Study: E-Mail Marketing Revenue to Top $2 Billion in 2001
Page 1 of 1
Despite the much-publicized problems now facing the Web advertising industry, revenue from e-mail marketing is poised to more than double during 2001, according to a new study by New York-based research group eMarketer.
Indeed, while industry watchers like Merrill Lynch's Henry Blodget are predicting year-over-year revenue to remain flat at $8 billion, the e-mail marketing industry will rake in a healthy $2.1 billion during the coming year, a 110 percent increase from its take in 2000.
According to the report, a large portion of that is due to the high level of accuracy from opt-in e-mail, which typically sees about a 3.2 percent click-through rate. Banner ads, meanwhile, see only a 0.3 percent click-through, according to the study's findings.
"E-mail is more interactive, personal and intrusive than Web ads, which allows marketers to get in front of customers and prospects in a more concrete and forceful way," said eMarketer senior analyst Jonathan Jackson. "At the very least, e-mail marketers can be assured their advertising message headlines will be seen by particular prospects."
Also in e-mail's favor is the fact that it remains cheaper for companies to use in marketing campaigns than direct mail or telemarketing. According to the study, the average cost per e-mail message -- unsolicited and permission-based -- is less than a cent, compared to between $1 to $3 for telemarketing and $.75 to $2.00 for direct mail.
E-mail also makes it faster for companies to see responses. According to the findings, 80 percent of e-mail marketing messages are responded to within 48 hours, as compared to the six- to eight-week period for traditional direct marketing methods. Additionally, 85 percent of responses to an e-mail offer are received within the first 48 hours, according to the study.
"No marketing communications medium exists that is more targetable, customizable and more flexible than e-mail. That is why e-mail is revolutionizing direct marketing," Jackson said. "E-mail direct marketing, when done correctly, can overcome the limitations of traditional direct marketing by offering limitless targeting ability at pennies per e-mail and allowing marketers to have a one-to-one conversation with each of their customers."

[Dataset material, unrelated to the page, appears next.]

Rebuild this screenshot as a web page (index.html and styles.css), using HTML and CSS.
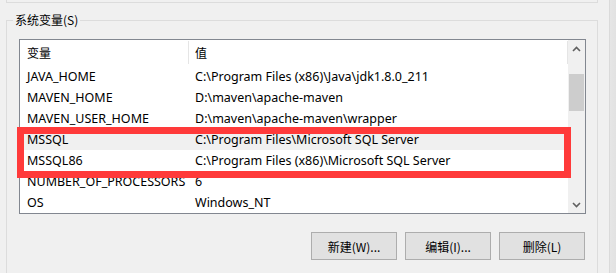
FILE: index.html
```html
<!DOCTYPE html>
<html lang="zh-CN">
<head>
  <meta charset="UTF-8">
  <title>环境变量</title>
  <link rel="stylesheet" href="styles.css">
</head>
<body>
  <div class="page">
    <div class="main">
      <div class="prev-group"></div>

      <fieldset class="group">
        <legend>系统变量(S)</legend>

        <div class="list">
          <div class="list-body">
            <div class="head">
              <div class="cell name">变量</div>
              <div class="cell value">值</div>
            </div>
            <div class="row"><div class="cell name">JAVA_HOME</div><div class="cell value">C:\Program Files (x86)\Java\jdk1.8.0_211</div></div>
            <div class="row"><div class="cell name">MAVEN_HOME</div><div class="cell value">D:\maven\apache-maven</div></div>
            <div class="row"><div class="cell name">MAVEN_USER_HOME</div><div class="cell value">D:\maven\apache-maven\wrapper</div></div>
            <div class="row hot"><div class="cell name">MSSQL</div><div class="cell value">C:\Program Files\Microsoft SQL Server</div></div>
            <div class="row"><div class="cell name">MSSQL86</div><div class="cell value">C:\Program Files (x86)\Microsoft SQL Server</div></div>
            <div class="row"><div class="cell name">NUMBER_OF_PROCESSORS</div><div class="cell value">6</div></div>
            <div class="row"><div class="cell name">OS</div><div class="cell value">Windows_NT</div></div>
          </div>

          <div class="scrollbar">
            <div class="arrow">
              <svg width="9" height="6" viewBox="0 0 9 6"><path d="M1 5 L4.5 1.5 L8 5" fill="none" stroke="#606060" stroke-width="1.6"/></svg>
            </div>
            <div class="track"><div class="thumb"></div></div>
            <div class="arrow">
              <svg width="9" height="6" viewBox="0 0 9 6"><path d="M1 1 L4.5 4.5 L8 1" fill="none" stroke="#606060" stroke-width="1.6"/></svg>
            </div>
          </div>

          <!-- annotation box -->
          <div class="mark"></div>
        </div>

        <div class="buttons">
          <button class="btn">新建(W)...</button>
          <button class="btn">编辑(I)...</button>
          <button class="btn">删除(L)</button>
        </div>
      </fieldset>
    </div>
    <div class="edge"></div>
  </div>
</body>
</html>
```

FILE: styles.css
```css
html, body {
  margin: 0;
  height: 273px;
  overflow: hidden;
}

body {
  background: #f0f0f0;
  font-family: "Noto Sans", "Noto Sans CJK SC", sans-serif;
  font-size: 12.5px;
  color: #000;
}

.page {
  display: flex;
  height: 273px;
}

.main {
  width: 610px;
}

.edge {
  width: 6px;
  border-left: 1px solid #dadada;
  background: linear-gradient(to right, #e6e6e6, #e2e2e2);
}

.prev-group {
  box-sizing: border-box;
  margin-left: 6px;
  width: 592px;
  height: 3px;
  border: 1px solid #dcdcdc;
  border-top: none;
}

/* the group runs on past the bottom of the window */
.group {
  box-sizing: border-box;
  margin: 9px 0 0 6px;
  width: 592px;
  padding: 11px 11px 13px 12px;
  border: 1px solid #dcdcdc;
  border-bottom: none;
  min-inline-size: 0;
}

.group legend {
  margin-left: -6px;
  padding: 0 2px;
  line-height: 16px;
  font-size: 12px;
  font-family: "Noto Sans CJK SC", sans-serif;
}

.list {
  position: relative;
  display: flex;
  height: 175px;
  box-sizing: border-box;
  border: 1px solid #828790;
  background: #fff;
}

.list-body {
  flex: 1;
  overflow: hidden;
}

.head, .row {
  display: grid;
  grid-template-columns: 169px 1fr;
}

.head {
  height: 26px;
  line-height: 24px;
  font-size: 12px;
  font-family: "Noto Sans CJK SC", sans-serif;
}

.head .cell {
  margin-top: 1px;
  height: 23px;
  border-right: 1px solid #e5e5e5;
}

.row {
  height: 21px;
  line-height: 21px;
}

.row.hot {
  background: #f0f0f0;
}

.cell {
  white-space: nowrap;
  overflow: hidden;
}

.cell.name {
  padding-left: 7px;
}

.cell.value {
  padding-left: 6px;
}

.scrollbar {
  width: 17px;
  display: flex;
  flex-direction: column;
  background: #f0f0f0;
}

.arrow {
  height: 17px;
  display: flex;
  align-items: center;
  justify-content: center;
}

.track {
  flex: 1;
  padding: 17px 1px 0;
}

.thumb {
  height: 37px;
  background: #cdcdcd;
}

.mark {
  position: absolute;
  left: -3px;
  top: 87px;
  width: 554px;
  height: 51px;
  box-sizing: border-box;
  border: 7px solid #ff3a3a;
}

.buttons {
  display: flex;
  justify-content: flex-end;
  gap: 8px;
  margin: 18px 1px 0 0;
}

.btn {
  width: 86px;
  height: 28px;
  padding: 0;
  background: #e1e1e1;
  border: 1px solid #adadad;
  font-family: "Noto Sans CJK SC", sans-serif;
  font-size: 12px;
  color: #000;
}
```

In creating the report, the study's authors aggregated data from sources including advertising research groups like Jupiter Media Metrix' AdRelevance unit and Competitive Media Reporting; consultancies such as Forrester Research, Giga Information Group and IDC; industry groups like the Direct Marketing Association and the Interactive Advertising Bureau; and independent reports by investment bank industry-watchers like Blodget.
While the study is promising news for e-mail marketing service firms and list brokers, e-mail's continued expansion conversely suggests some bad news for Web-based media, if reports are correct about overall industry revenues remaining flat in 2001.
Of course, the entire Internet advertising industry includes not just e-mail, but Web media like banners, interstitials and pop-up ads. And that means that as e-mail marketing makes more money, Web-based media will actually see less income, should Blodget and others be correct in predicting small-to-no growth for the overall industry.
Put another way, Web media would see only $5.9 billion in 2001 revenue if Blodget and eMarketer are both right. That's $1 billion less than banner ads and the like brought in last year -- and gloomy news indeed for the multitude of firms and publishers reliant on income from Web ad sales, planning, and serving.